Varare la riforma sanitaria entro quest’anno. Questo l’obiettivo del presidente degli
Stati Uniti, Barack Obama, che ieri sera, in un’affollata conferenza stampa, ha delineato
i punti essenziali del cambiamento al quale sottoporrà la sanità americana. Sarà una
sanità – ha detto il capo della Casa Bianca – alla portata di tutti e dai costi più
bassi, grazie anche ad una tassazione straordinaria nei confronti dei redditi più
elevati. Da New York, ci riferisce Elena Molinari:
Obama ha
investito tutto il suo prestigio politico nella riforma che sta incontrando resistenza
da parte della maggior parte dei repubblicani e di alcuni democratici. Il timore più
diffuso nel Congresso è che garantire la copertura sanitaria ai 46 milioni di americani
che ne sono privi e abbassare i costi per tutti gli altri scaverà un buco più profondo
nelle finanze americane. Ieri, però, Obama ha assicurato il contrario: “La riforma
della sanità – ha detto – è essenziale anche per salvare l’economia”. Il presidente
americano ha anche sottolineato i costi umani del non far nulla per cambiare lo status
quo. “Ho fretta – ha spiegato – perché ricevo lettere ogni giorno da famiglie oberate
dai costi per la salute e che mi chiedono di aiutarle”. “Il dibattito in corso – ha
quindi ammonito Obama – non è un gioco; la riforma – ha promesso – arriverà entro
l’anno”. Il capo della Casa Bianca prevede un vasto accordo sulle linee della riforma
e solo qualche nodo ancora da sciogliere.
Da parte loro
i vescovi americani hanno appoggiato la parte della riforma che allarga l'assistenza
sanitaria alle fasce più deboli; nello stesso tempo hanno espresso i loro timori per
la possibile introduzione di fondi federali per l’aborto. Si tratta, comunque, di
una riforma epocale di un sistema basato sinora soprattutto sull’iniziativa privata.

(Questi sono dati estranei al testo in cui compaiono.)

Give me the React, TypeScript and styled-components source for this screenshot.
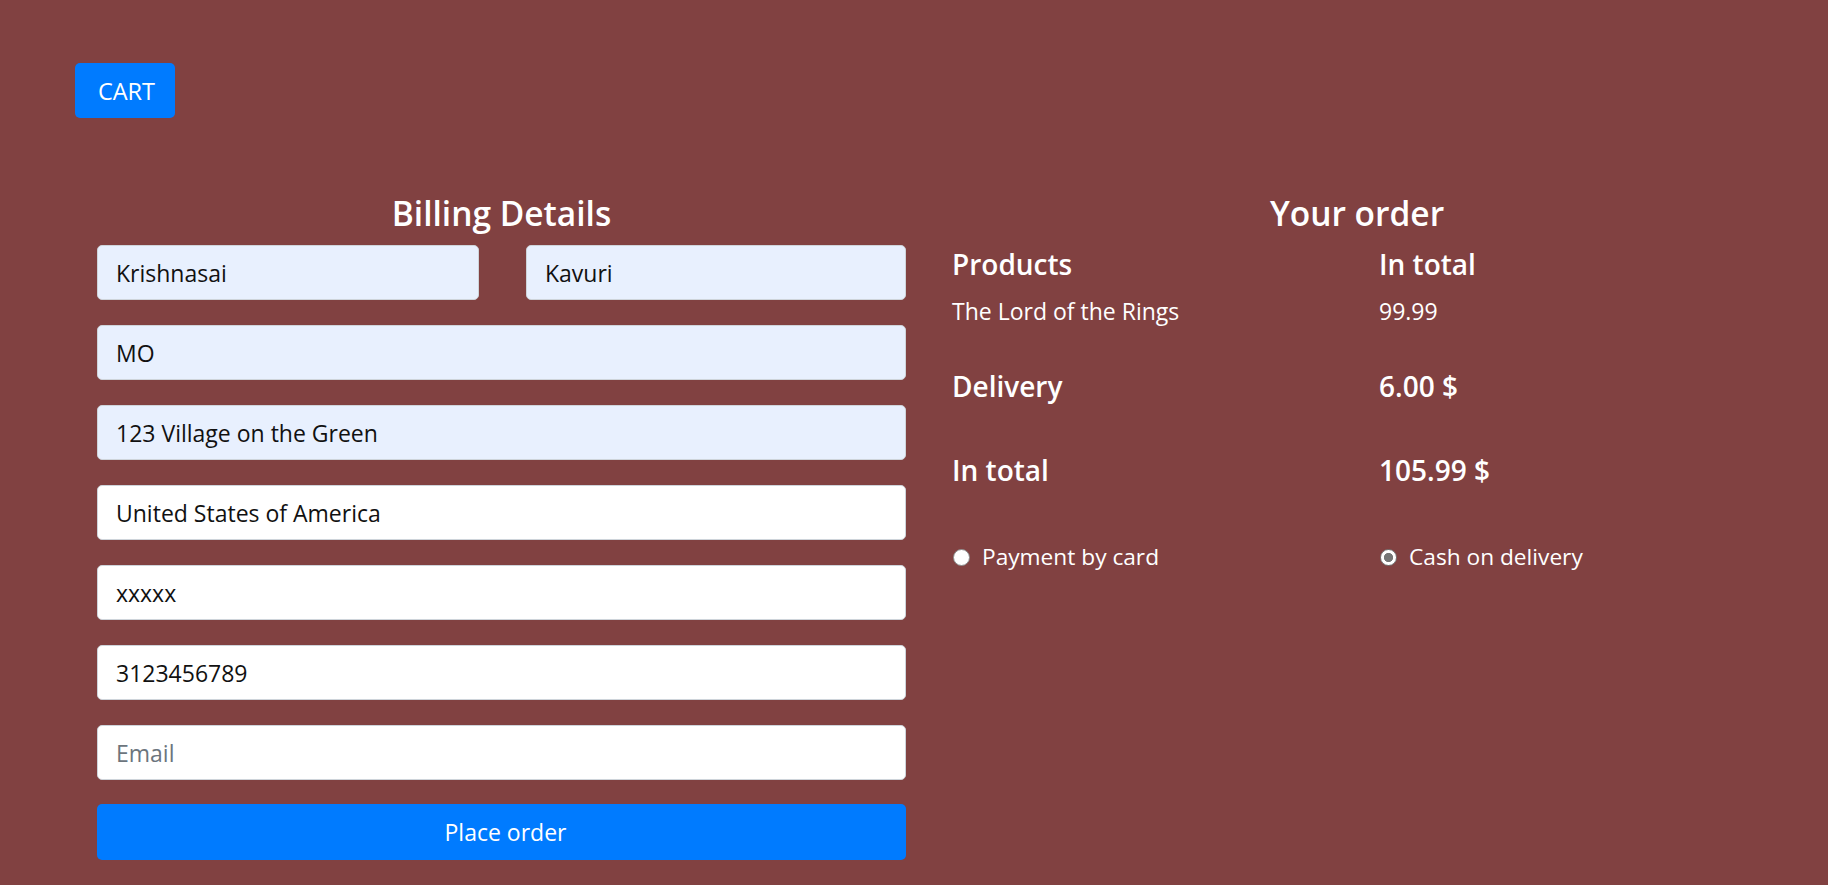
import React from "react";
import styled, { createGlobalStyle } from "styled-components";

const GlobalStyle = createGlobalStyle`
  html, body {
    margin: 0;
    padding: 0;
    background: #814141;
  }
  body {
    font-family: "Open Sans", "Noto Sans", sans-serif;
    color: #ffffff;
  }
  * { box-sizing: border-box; }
`;

const Page = styled.div`
  min-height: 885px;
  background: #814141;
`;

const TopBar = styled.div`
  padding: 63px 0 0 75px;
  display: flex;
`;

const CartButton = styled.button`
  width: 100px;
  height: 55px;
  border: none;
  border-radius: 5px;
  background: #007bff;
  color: #ffffff;
  font-family: inherit;
  font-size: 23.5px;
  display: flex;
  align-items: center;
  justify-content: center;
  padding: 0 0 0 3px;
`;

const Main = styled.div`
  display: grid;
  grid-template-columns: 809px 810px;
  column-gap: 46px;
  padding-left: 97px;
  margin-top: 75px;
`;

const Column = styled.section`
  display: flex;
  flex-direction: column;
`;

const Title = styled.h3`
  margin: 0 0 11px;
  font-size: 33.5px;
  line-height: 41px;
  font-weight: 600;
  text-align: center;
  color: #ffffff;
`;

const Form = styled.form`
  display: flex;
  flex-direction: column;
  gap: 25px;
`;

const NameRow = styled.div`
  display: grid;
  grid-template-columns: 382px 380px;
  column-gap: 47px;
`;

const Field = styled.input<{ $filled?: boolean }>`
  width: 100%;
  height: 55px;
  padding: 0 18px;
  border: 1px solid #ced4da;
  border-radius: 5px;
  background: ${(p) => (p.$filled ? "#e8f0fe" : "#ffffff")};
  color: #111111;
  font-family: inherit;
  font-size: 23px;
  outline: none;
  &::placeholder {
    color: #6c757d;
  }
`;

const SubmitButton = styled.button`
  height: 56px;
  margin-top: -1px;
  padding: 0 0 0 8px;
  border: none;
  border-radius: 5px;
  background: #007bff;
  color: #ffffff;
  font-family: inherit;
  font-size: 23px;
`;

const OrderRow = styled.div<{ $top: number }>`
  display: grid;
  grid-template-columns: 427px 1fr;
  margin-top: ${(p) => p.$top}px;
`;

const Heading = styled.div`
  font-size: 28px;
  line-height: 34px;
  font-weight: 600;
  color: #ffffff;
`;

const Cell = styled.div`
  font-size: 23px;
  line-height: 32px;
  color: #ffffff;
`;

const RadioLabel = styled.label`
  display: flex;
  align-items: center;
  gap: 12px;
  font-size: 22.7px;
  line-height: 32px;
  color: #ffffff;
  cursor: pointer;
`;

const Radio = styled.input.attrs({ type: "radio" })`
  appearance: none;
  -webkit-appearance: none;
  margin: 0 0 0 1px;
  width: 17px;
  height: 17px;
  border-radius: 50%;
  border: 1px solid #8a8a8a;
  background: #ffffff;
  flex: none;
  &:checked {
    background: radial-gradient(circle, #767676 0 4.3px, #ffffff 4.9px);
    border-color: #767676;
  }
`;

export default function App() {
  return (
    <Page>
      <GlobalStyle />
      <TopBar>
        <CartButton>CART</CartButton>
      </TopBar>
      <Main>
        <Column>
          <Title>Billing Details</Title>
          <Form onSubmit={(e) => e.preventDefault()}>
            <NameRow>
              <Field $filled defaultValue="Krishnasai" />
              <Field $filled defaultValue="Kavuri" />
            </NameRow>
            <Field $filled defaultValue="MO" />
            <Field $filled defaultValue="123 Village on the Green" />
            <Field defaultValue="United States of America" />
            <Field defaultValue="xxxxx" />
            <Field defaultValue="3123456789" />
            <Field placeholder="Email" />
            <SubmitButton type="submit">Place order</SubmitButton>
          </Form>
        </Column>
        <Column>
          <Title>Your order</Title>
          <OrderRow $top={2}>
            <Heading>Products</Heading>
            <Heading>In total</Heading>
          </OrderRow>
          <OrderRow $top={14}>
            <Cell>The Lord of the Rings</Cell>
            <Cell>99.99</Cell>
          </OrderRow>
          <OrderRow $top={42}>
            <Heading>Delivery</Heading>
            <Heading>6.00 $</Heading>
          </OrderRow>
          <OrderRow $top={50}>
            <Heading>In total</Heading>
            <Heading>105.99 $</Heading>
          </OrderRow>
          <OrderRow $top={54}>
            <RadioLabel>
              <Radio name="payment" />
              Payment by card
            </RadioLabel>
            <RadioLabel>
              <Radio name="payment" defaultChecked />
              Cash on delivery
            </RadioLabel>
          </OrderRow>
        </Column>
      </Main>
    </Page>
  );
}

Quanto sarà possibile per il capo della Casa Bianca operare questo cambiamento? Giancarlo
La Vella lo ha chiesto ad Alberto Quadrio Curzio, docente di Economia all’Università
Cattolica di Milano:
R. – Credo
che la risposta debba essere tentata sotto tre profili: un profilo di tipo finanziario,
perché è chiaro che acquisire risorse adeguate per dare corso a questa riforma comporterà
o di attuare risparmi su altre tipologie di spesa pubblica, oppure aumentare la tassazione
sui redditi alti, e questo non è così semplice in un contesto come quello americano
– ed è questo il secondo profilo – che da sempre ha privilegiato le forme assicurative
private rispetto all’assistenza sanitaria di tipo pubblico. Ci saranno perciò anche
delle forti resistenze di tipo politico a questo passaggio. Infine, terzo e non irrilevante
aspetto, per far funzionare una macchina sanitaria improntata ad un intervento pubblicistico,
bisogna attuare una serie di riforme: in altre parole, non si potrà più avere dei
centri di supereccellenza che erogano determinati servizi e centri sanitari di minor
rilevanza che erogano servizi inferiori. Ogni servizio sanitario nazionale ha una
certa uniformità al suo interno, cosa che non mi pare sia oggi caratterizzante il
sistema sanitario americano che è molto differenziato al suo interno. D.
– E’ difficile, dunque, realizzare una sanità basata su criteri solidaristici? R.
– Non c’è dubbio che il profilo della sostenibilità finanziaria di una misura del
genere sia un profilo tutto da indagare. Dobbiamo renderci conto che la spesa pubblica
già effettuata ad oggi è stata gigantesca, e questo prefigura nel tempo dei problemi
molto seri di rientro e di sostenibilità di quella spesa pubblica. Perciò, è difficile
dare una risposta immediata al quesito: “ce la farà l’America a sostenere una spesa
sanitaria estesa a tutta la platea dei cittadini a titolo pressoché gratuito?”.